__Set problem__
From the listing, collect all lines containing the word "React".

__Given information__
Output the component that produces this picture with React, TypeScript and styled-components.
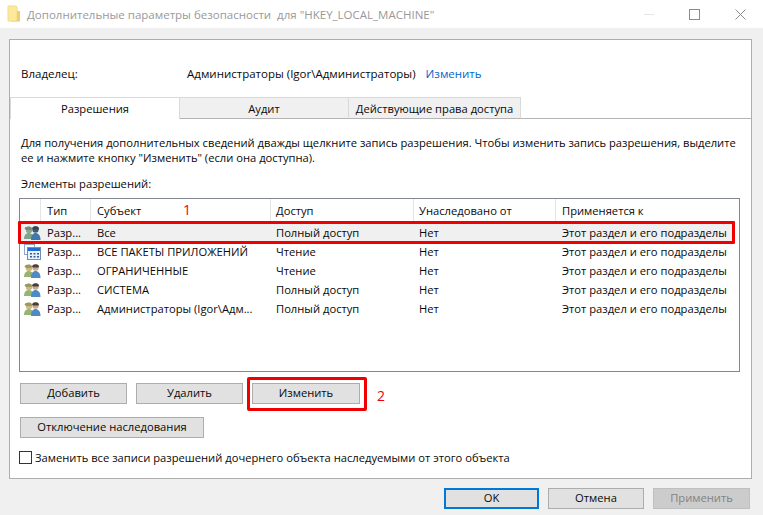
import React from "react";
import styled, { createGlobalStyle } from "styled-components";

const GlobalStyle = createGlobalStyle`
  html, body {
    margin: 0;
    padding: 0;
    background: #f0f0f0;
    overflow: hidden;
  }
  body {
    font-family: "Open Sans", "Noto Sans", "Liberation Sans", sans-serif;
    font-size: 11.2px;
    color: #0a0a0a;
  }
`;

const rows = [
  { icon: "all", type: "Разр...", subject: "Все", access: "Полный доступ", selected: true },
  { icon: "pkg", type: "Разр...", subject: "ВСЕ ПАКЕТЫ ПРИЛОЖЕНИЙ", access: "Чтение" },
  { icon: "users", type: "Разр...", subject: "ОГРАНИЧЕННЫЕ", access: "Чтение" },
  { icon: "users", type: "Разр...", subject: "СИСТЕМА", access: "Полный доступ" },
  { icon: "users", type: "Разр...", subject: "Администраторы (Igor\\Адм...", access: "Полный доступ" },
];

const UsersIcon: React.FC<{ muted?: boolean }> = ({ muted }) => (
  <svg width="17" height="16" viewBox="0 0 17 16">
    <circle cx="5" cy="5" r="3.200" fill={muted ? "#8fa68c" : "#cdb884"} />
    <path d="M0.500 3.500C1.500 1 7 0.800 8 3.500L7.500 5 2 5z" fill={muted ? "#6f8f78" : "#9a9a5c"} />
    <path d="M0 14c0-4 2-6 5-6s4.500 2 4.500 6z" fill={muted ? "#7fa58a" : "#97b474"} />
    <circle cx="11.500" cy="4.500" r="3.200" fill={muted ? "#3f5c70" : "#c9a98a"} />
    <path d="M8 3.500C9 0.500 14.500 0.500 15 3.500L14.500 4.500 9 4.500z" fill={muted ? "#2f4656" : "#4a3f38"} />
    <path d="M7 15c0-5 2-7 4.500-7S16.500 10 16.500 15z" fill={muted ? "#3f78ac" : "#4f8ac4"} />
  </svg>
);

const PackageIcon = () => (
  <svg width="17" height="16" viewBox="0 0 17 16">
    <rect x="0.500" y="0.500" width="10" height="10" fill="#fff" stroke="#8fa6c4" />
    <rect x="3.500" y="3.500" width="13" height="12" fill="#eaf1fa" stroke="#6f8fb8" />
    <rect x="4" y="4" width="12" height="3" fill="#1f6fd0" />
    <path d="M6 9h2v1.500H6zM9.500 9h2v1.500h-2zM13 9h2v1.500h-2zM6 12h2v1.500H6zM9.500 12h2v1.500h-2zM13 12h2v1.500h-2z" fill="#2b5fa8" />
  </svg>
);

const FolderIcon = () => (
  <svg width="14" height="18" viewBox="0 0 14 18">
    <path d="M1 1h8l1 1v14H1z" fill="#fde99a" stroke="#f2dc88" />
    <path d="M10 6h3v10.500H4V16h6z" fill="#ecd070" />
  </svg>
);

const App: React.FC = () => {
  return (
    <S.Window>
      <GlobalStyle />
      <S.TitleBar>
        <FolderIcon />
        <S.Title>Дополнительные параметры безопасности&nbsp; для "HKEY_LOCAL_MACHINE"</S.Title>
        <S.WindowButtons>
          <S.MinGlyph />
          <S.MaxGlyph />
          <svg width="11" height="11" viewBox="0 0 11 11">
            <path d="M0.500 0.500l10 10M10.500 0.500l-10 10" stroke="#8c8c8c" fill="none" />
          </svg>
        </S.WindowButtons>
      </S.TitleBar>

      <S.Panel>
        <S.OwnerRow>
          <S.OwnerLabel>Владелец:</S.OwnerLabel>
          <span>Администраторы (Igor\Администраторы)</span>
          <S.Link>Изменить</S.Link>
        </S.OwnerRow>

        <S.Tabs>
          <S.Tab $width={170} $active>Разрешения</S.Tab>
          <S.Tab $width={169}>Аудит</S.Tab>
          <S.Tab $width={172}>Действующие права доступа</S.Tab>
          <S.TabFill />
        </S.Tabs>

        <S.TabBody>
          <S.Description>
            Для получения дополнительных сведений дважды щелкните запись разрешения. Чтобы изменить запись разрешения, выделите
            <br />
            ее и нажмите кнопку "Изменить" (если она доступна).
          </S.Description>
          <S.ListLabel>Элементы разрешений:</S.ListLabel>

          <S.List>
            <S.HeaderRow>
              <S.HeaderCell />
              <S.HeaderCell>Тип</S.HeaderCell>
              <S.HeaderCell>
                Субъект
                <S.Mark $left={92} $top={-1}>1</S.Mark>
              </S.HeaderCell>
              <S.HeaderCell>Доступ</S.HeaderCell>
              <S.HeaderCell>Унаследовано от</S.HeaderCell>
              <S.HeaderCell>Применяется к</S.HeaderCell>
            </S.HeaderRow>
            {rows.map((row) => (
              <S.Row key={row.subject} $selected={row.selected}>
                <S.IconCell>
                  {row.icon === "pkg" ? <PackageIcon /> : <UsersIcon muted={row.icon === "all"} />}
                </S.IconCell>
                <S.Cell>{row.type}</S.Cell>
                <S.Cell>{row.subject}</S.Cell>
                <S.Cell>{row.access}</S.Cell>
                <S.Cell>Нет</S.Cell>
                <S.Cell>Этот раздел и его подразделы</S.Cell>
                {row.selected && <S.RowHighlight />}
              </S.Row>
            ))}
          </S.List>

          <S.ActionRow>
            <S.Button $width={107}>Добавить</S.Button>
            <S.Button $width={107}>Удалить</S.Button>
            <S.Highlighted>
              <S.Button $width={108}>Изменить</S.Button>
              <S.ButtonHighlight />
              <S.Mark $left={125} $top={1}>2</S.Mark>
            </S.Highlighted>
          </S.ActionRow>

          <S.InheritRow>
            <S.Button $width={184}>Отключение наследования</S.Button>
          </S.InheritRow>

          <S.CheckRow>
            <S.Checkbox />
            Заменить все записи разрешений дочернего объекта наследуемыми от этого объекта
          </S.CheckRow>
        </S.TabBody>
      </S.Panel>

      <S.Footer>
        <S.Button $width={95} $primary>OK</S.Button>
        <S.Button $width={96}>Отмена</S.Button>
        <S.Button $width={97} $disabled>Применить</S.Button>
      </S.Footer>
    </S.Window>
  );
};

const S = {
  Window: styled.div`
    width: 763px;
    height: 515px;
    display: flex;
    flex-direction: column;
    background: #f0f0f0;
  `,

  TitleBar: styled.div`
    height: 28px;
    flex: none;
    display: flex;
    align-items: center;
    padding-left: 7px;
    background: #fff;
  `,
  Title: styled.div`
    margin-left: 6px;
    font-size: 11.5px;
    color: #999;
    white-space: pre;
  `,
  WindowButtons: styled.div`
    margin-left: auto;
    margin-right: 17px;
    display: flex;
    align-items: center;
    gap: 35px;
  `,
  MinGlyph: styled.div`
    width: 10px;
    height: 1px;
    background: #e4e4e4;
  `,
  MaxGlyph: styled.div`
    width: 9px;
    height: 9px;
    border: 1px solid #8c8c8c;
  `,

  Panel: styled.div`
    width: 743px;
    height: 440px;
    box-sizing: border-box;
    margin: 11px 0 0 9px;
    flex: none;
    border: 1px solid #adadad;
    background: #fff;
  `,
  OwnerRow: styled.div`
    height: 57px;
    padding: 25px 0 0 11px;
    box-sizing: border-box;
    display: flex;
    align-items: flex-start;
    font-size: 11.5px;
    line-height: 17px;
  `,
  OwnerLabel: styled.span`
    width: 166px;
  `,
  Link: styled.a`
    margin-left: 10px;
    color: #0066cc;
  `,

  Tabs: styled.div`
    display: flex;
    height: 22px;
  `,
  Tab: styled.div<{ $width: number; $active?: boolean }>`
    width: ${(props) => props.$width}px;
    box-sizing: border-box;
    display: flex;
    align-items: center;
    justify-content: center;
    background: ${(props) => (props.$active ? "#fff" : "#f0f0f0")};
    border: 1px solid #d9d9d9;
    border-left: ${(props) => (props.$active ? "1px solid #d9d9d9" : "none")};
    border-bottom: ${(props) => (props.$active ? "none" : "1px solid #b4b4b4")};
  `,
  TabFill: styled.div`
    flex: 1;
    border-bottom: 1px solid #b4b4b4;
  `,
  TabBody: styled.div`
    padding: 16px 11px 0 11px;
  `,
  Description: styled.div`
    line-height: 15px;
    white-space: nowrap;
  `,
  ListLabel: styled.div`
    margin-top: 11px;
    line-height: 15px;
  `,

  List: styled.div`
    width: 721px;
    height: 174px;
    box-sizing: border-box;
    margin: 7px 0 0 -2px;
    border: 1px solid #828790;
    background: #fff;
  `,
  HeaderRow: styled.div`
    height: 24px;
    display: grid;
    grid-template-columns: 21px 50px 180px 143px 142px 1fr;
  `,
  HeaderCell: styled.div`
    position: relative;
    padding-left: 6px;
    line-height: 24px;
    border-right: 1px solid #e5e5e5;
    &:nth-child(4),
    &:nth-child(5) {
      padding-left: 5px;
    }
    &:last-child {
      border-right: none;
    }
  `,
  Row: styled.div<{ $selected?: boolean }>`
    position: relative;
    height: 19px;
    display: grid;
    grid-template-columns: 21px 50px 180px 143px 142px 1fr;
    align-items: center;
    background: ${(props) => (props.$selected ? "#f0f0f0" : "transparent")};
    width: ${(props) => (props.$selected ? "714px" : "auto")};
  `,
  IconCell: styled.div`
    display: flex;
    padding-left: 4px;
  `,
  Cell: styled.div`
    padding-left: 6px;
    white-space: nowrap;
    overflow: hidden;
    line-height: 19px;
    &:nth-child(4),
    &:nth-child(5) {
      padding-left: 5px;
    }
  `,
  RowHighlight: styled.div`
    position: absolute;
    left: -2px;
    right: -1px;
    top: -2px;
    bottom: -2px;
    border: 3px solid #f00000;
    border-radius: 1px;
    pointer-events: none;
  `,
  Mark: styled.span<{ $left: number; $top: number }>`
    position: absolute;
    left: ${(props) => props.$left}px;
    top: ${(props) => props.$top}px;
    font-size: 14px;
    line-height: 24px;
    color: #f00000;
  `,

  ActionRow: styled.div`
    display: flex;
    gap: 9px;
    margin-top: 11px;
    margin-left: -1px;
  `,
  InheritRow: styled.div`
    display: flex;
    margin-top: 13px;
    margin-left: -1px;
  `,
  Highlighted: styled.div`
    position: relative;
    display: flex;
  `,
  ButtonHighlight: styled.div`
    position: absolute;
    left: -5px;
    right: -7px;
    top: -6px;
    bottom: -7px;
    border: 3px solid #f00000;
    border-radius: 2px;
    pointer-events: none;
  `,
  Button: styled.button<{ $width: number; $primary?: boolean; $disabled?: boolean }>`
    width: ${(props) => props.$width}px;
    height: 21px;
    box-sizing: border-box;
    padding: 0 0 2px;
    font: inherit;
    color: ${(props) => (props.$disabled ? "#838383" : "#0a0a0a")};
    background: ${(props) => (props.$disabled ? "#cccccc" : "#e1e1e1")};
    border: ${(props) =>
      props.$primary ? "2px solid #0078d7" : props.$disabled ? "1px solid #bfbfbf" : "1px solid #adadad"};
  `,
  CheckRow: styled.div`
    display: flex;
    align-items: center;
    gap: 3px;
    margin-top: 13px;
    margin-left: -2px;
    line-height: 13px;
    white-space: nowrap;
  `,
  Checkbox: styled.span`
    width: 13px;
    height: 13px;
    box-sizing: border-box;
    border: 1px solid #333;
    background: #fff;
  `,

  Footer: styled.div`
    display: flex;
    gap: 9px;
    margin: 9px 0 0 444px;
  `,
};

export default App;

__The output__
Output the component that produces this picture with React, TypeScript and styled-components.
import React from "react";
const UsersIcon: React.FC<{ muted?: boolean }> = ({ muted }) => (
const App: React.FC = () => {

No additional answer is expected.